Sort through the data and copy the lines holding the word "styles".

→ Recorded data:
____________
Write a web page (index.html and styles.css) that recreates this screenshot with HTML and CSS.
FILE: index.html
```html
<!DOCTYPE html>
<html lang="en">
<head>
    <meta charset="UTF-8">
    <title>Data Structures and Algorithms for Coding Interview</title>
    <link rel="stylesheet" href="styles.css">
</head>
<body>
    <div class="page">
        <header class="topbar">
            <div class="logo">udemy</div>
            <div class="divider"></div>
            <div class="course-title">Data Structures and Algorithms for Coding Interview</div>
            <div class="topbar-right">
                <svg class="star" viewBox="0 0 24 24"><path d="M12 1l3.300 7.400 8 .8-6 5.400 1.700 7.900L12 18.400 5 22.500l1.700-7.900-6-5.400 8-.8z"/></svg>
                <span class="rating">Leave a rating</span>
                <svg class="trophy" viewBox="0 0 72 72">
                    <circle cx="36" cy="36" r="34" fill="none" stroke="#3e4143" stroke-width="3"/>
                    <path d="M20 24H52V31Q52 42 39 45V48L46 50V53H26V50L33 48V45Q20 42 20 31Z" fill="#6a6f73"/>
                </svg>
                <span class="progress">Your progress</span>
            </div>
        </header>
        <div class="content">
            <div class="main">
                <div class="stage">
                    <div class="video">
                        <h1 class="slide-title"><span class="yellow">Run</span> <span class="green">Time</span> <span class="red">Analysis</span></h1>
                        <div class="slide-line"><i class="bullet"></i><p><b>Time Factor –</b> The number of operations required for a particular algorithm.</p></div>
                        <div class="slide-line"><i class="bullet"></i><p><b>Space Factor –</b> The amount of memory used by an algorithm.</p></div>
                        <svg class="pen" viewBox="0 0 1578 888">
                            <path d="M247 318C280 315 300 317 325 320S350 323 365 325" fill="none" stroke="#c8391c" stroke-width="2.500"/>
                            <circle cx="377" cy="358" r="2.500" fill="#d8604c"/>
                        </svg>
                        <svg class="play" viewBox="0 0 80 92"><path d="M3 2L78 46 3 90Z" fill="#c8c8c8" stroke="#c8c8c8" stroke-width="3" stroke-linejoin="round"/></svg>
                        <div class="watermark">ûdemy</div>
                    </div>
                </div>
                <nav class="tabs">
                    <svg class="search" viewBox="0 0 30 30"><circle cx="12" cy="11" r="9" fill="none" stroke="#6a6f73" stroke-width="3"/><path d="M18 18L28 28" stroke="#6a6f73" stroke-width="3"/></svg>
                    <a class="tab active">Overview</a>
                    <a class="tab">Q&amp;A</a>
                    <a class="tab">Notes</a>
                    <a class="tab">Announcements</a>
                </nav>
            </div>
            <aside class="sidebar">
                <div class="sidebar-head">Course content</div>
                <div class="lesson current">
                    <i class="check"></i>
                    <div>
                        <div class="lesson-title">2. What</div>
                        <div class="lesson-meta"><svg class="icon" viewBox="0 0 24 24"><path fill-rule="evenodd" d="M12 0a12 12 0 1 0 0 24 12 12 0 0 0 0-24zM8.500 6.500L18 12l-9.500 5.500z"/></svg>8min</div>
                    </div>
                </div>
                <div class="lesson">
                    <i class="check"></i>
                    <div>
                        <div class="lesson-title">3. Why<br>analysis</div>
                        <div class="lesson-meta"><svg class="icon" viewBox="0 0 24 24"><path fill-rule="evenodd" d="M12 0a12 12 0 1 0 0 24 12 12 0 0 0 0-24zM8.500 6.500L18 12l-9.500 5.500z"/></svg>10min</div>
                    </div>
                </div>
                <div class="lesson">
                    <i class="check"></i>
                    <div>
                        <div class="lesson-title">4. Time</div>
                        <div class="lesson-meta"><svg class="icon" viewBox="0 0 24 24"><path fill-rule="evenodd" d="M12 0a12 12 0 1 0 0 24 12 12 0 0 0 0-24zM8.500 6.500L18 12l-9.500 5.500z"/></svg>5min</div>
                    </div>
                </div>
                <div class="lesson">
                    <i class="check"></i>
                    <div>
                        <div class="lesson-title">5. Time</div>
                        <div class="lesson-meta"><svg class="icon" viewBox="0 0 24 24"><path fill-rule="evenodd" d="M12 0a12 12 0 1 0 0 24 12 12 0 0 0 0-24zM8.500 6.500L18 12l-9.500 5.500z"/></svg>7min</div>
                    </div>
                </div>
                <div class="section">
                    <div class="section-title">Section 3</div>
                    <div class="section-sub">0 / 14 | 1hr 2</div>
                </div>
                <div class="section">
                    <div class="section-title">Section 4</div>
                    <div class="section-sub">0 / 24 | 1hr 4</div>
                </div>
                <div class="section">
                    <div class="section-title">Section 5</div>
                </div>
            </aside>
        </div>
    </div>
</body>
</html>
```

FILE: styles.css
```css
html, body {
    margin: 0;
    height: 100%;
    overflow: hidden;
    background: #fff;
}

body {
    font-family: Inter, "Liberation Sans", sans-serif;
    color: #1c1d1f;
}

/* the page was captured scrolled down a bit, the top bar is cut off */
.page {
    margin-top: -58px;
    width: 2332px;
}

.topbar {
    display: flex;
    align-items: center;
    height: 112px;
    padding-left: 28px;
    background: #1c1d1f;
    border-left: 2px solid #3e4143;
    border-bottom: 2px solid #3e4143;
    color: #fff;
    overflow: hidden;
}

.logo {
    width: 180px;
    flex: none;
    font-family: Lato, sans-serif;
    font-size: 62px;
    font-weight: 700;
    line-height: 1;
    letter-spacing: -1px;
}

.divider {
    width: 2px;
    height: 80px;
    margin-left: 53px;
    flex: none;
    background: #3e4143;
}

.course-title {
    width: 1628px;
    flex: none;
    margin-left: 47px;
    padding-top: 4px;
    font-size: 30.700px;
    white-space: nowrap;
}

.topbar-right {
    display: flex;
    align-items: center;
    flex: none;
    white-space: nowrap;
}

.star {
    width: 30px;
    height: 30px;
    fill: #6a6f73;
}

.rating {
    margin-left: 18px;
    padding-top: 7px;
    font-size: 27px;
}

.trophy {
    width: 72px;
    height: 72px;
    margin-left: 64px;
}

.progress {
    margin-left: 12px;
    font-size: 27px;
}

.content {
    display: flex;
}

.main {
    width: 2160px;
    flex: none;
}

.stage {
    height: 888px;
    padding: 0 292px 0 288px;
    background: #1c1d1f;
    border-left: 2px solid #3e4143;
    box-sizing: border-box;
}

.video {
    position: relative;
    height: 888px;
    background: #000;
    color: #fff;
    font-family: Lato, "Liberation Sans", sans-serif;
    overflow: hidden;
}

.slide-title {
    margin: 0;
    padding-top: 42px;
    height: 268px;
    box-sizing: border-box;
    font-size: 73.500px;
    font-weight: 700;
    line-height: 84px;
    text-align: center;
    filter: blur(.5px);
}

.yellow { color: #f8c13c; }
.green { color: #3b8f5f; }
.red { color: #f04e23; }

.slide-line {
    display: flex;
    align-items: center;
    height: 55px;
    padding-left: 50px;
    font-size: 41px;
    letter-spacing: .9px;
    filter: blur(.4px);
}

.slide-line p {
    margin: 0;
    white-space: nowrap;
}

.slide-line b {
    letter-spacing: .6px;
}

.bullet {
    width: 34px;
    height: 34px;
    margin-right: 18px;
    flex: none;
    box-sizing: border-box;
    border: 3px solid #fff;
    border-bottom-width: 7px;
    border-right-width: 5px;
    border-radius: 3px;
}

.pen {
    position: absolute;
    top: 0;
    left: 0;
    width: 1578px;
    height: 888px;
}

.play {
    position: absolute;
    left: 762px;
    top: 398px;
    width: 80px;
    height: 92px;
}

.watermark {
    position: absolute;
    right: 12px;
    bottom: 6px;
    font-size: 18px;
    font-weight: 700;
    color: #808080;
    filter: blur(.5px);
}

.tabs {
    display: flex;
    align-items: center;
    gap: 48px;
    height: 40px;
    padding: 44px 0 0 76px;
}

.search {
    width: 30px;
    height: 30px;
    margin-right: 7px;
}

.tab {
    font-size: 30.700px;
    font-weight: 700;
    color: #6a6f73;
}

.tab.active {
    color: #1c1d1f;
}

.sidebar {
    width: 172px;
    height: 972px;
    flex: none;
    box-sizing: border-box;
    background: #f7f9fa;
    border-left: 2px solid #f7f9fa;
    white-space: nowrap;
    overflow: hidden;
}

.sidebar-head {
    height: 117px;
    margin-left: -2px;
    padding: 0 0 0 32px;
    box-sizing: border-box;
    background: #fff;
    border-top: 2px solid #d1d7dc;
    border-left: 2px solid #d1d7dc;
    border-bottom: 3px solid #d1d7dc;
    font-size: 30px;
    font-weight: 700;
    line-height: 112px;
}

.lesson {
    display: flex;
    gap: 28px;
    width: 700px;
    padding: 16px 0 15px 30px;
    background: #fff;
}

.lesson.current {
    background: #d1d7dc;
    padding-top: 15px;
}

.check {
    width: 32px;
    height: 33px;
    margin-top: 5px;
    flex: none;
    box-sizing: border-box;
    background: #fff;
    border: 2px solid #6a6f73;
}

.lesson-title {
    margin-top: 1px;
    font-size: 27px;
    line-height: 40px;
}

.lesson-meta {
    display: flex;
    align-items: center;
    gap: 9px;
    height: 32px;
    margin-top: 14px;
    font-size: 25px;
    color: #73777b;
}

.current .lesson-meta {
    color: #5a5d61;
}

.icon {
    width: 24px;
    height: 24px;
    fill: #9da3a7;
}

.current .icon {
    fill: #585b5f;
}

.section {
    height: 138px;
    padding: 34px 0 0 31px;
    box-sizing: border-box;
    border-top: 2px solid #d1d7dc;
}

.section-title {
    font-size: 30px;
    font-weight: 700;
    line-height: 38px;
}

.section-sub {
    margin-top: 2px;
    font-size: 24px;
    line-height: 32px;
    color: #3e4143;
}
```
____________
→ Written solution:
Write a web page (index.html and styles.css) that recreates this screenshot with HTML and CSS.
    <link rel="stylesheet" href="styles.css">
FILE: styles.css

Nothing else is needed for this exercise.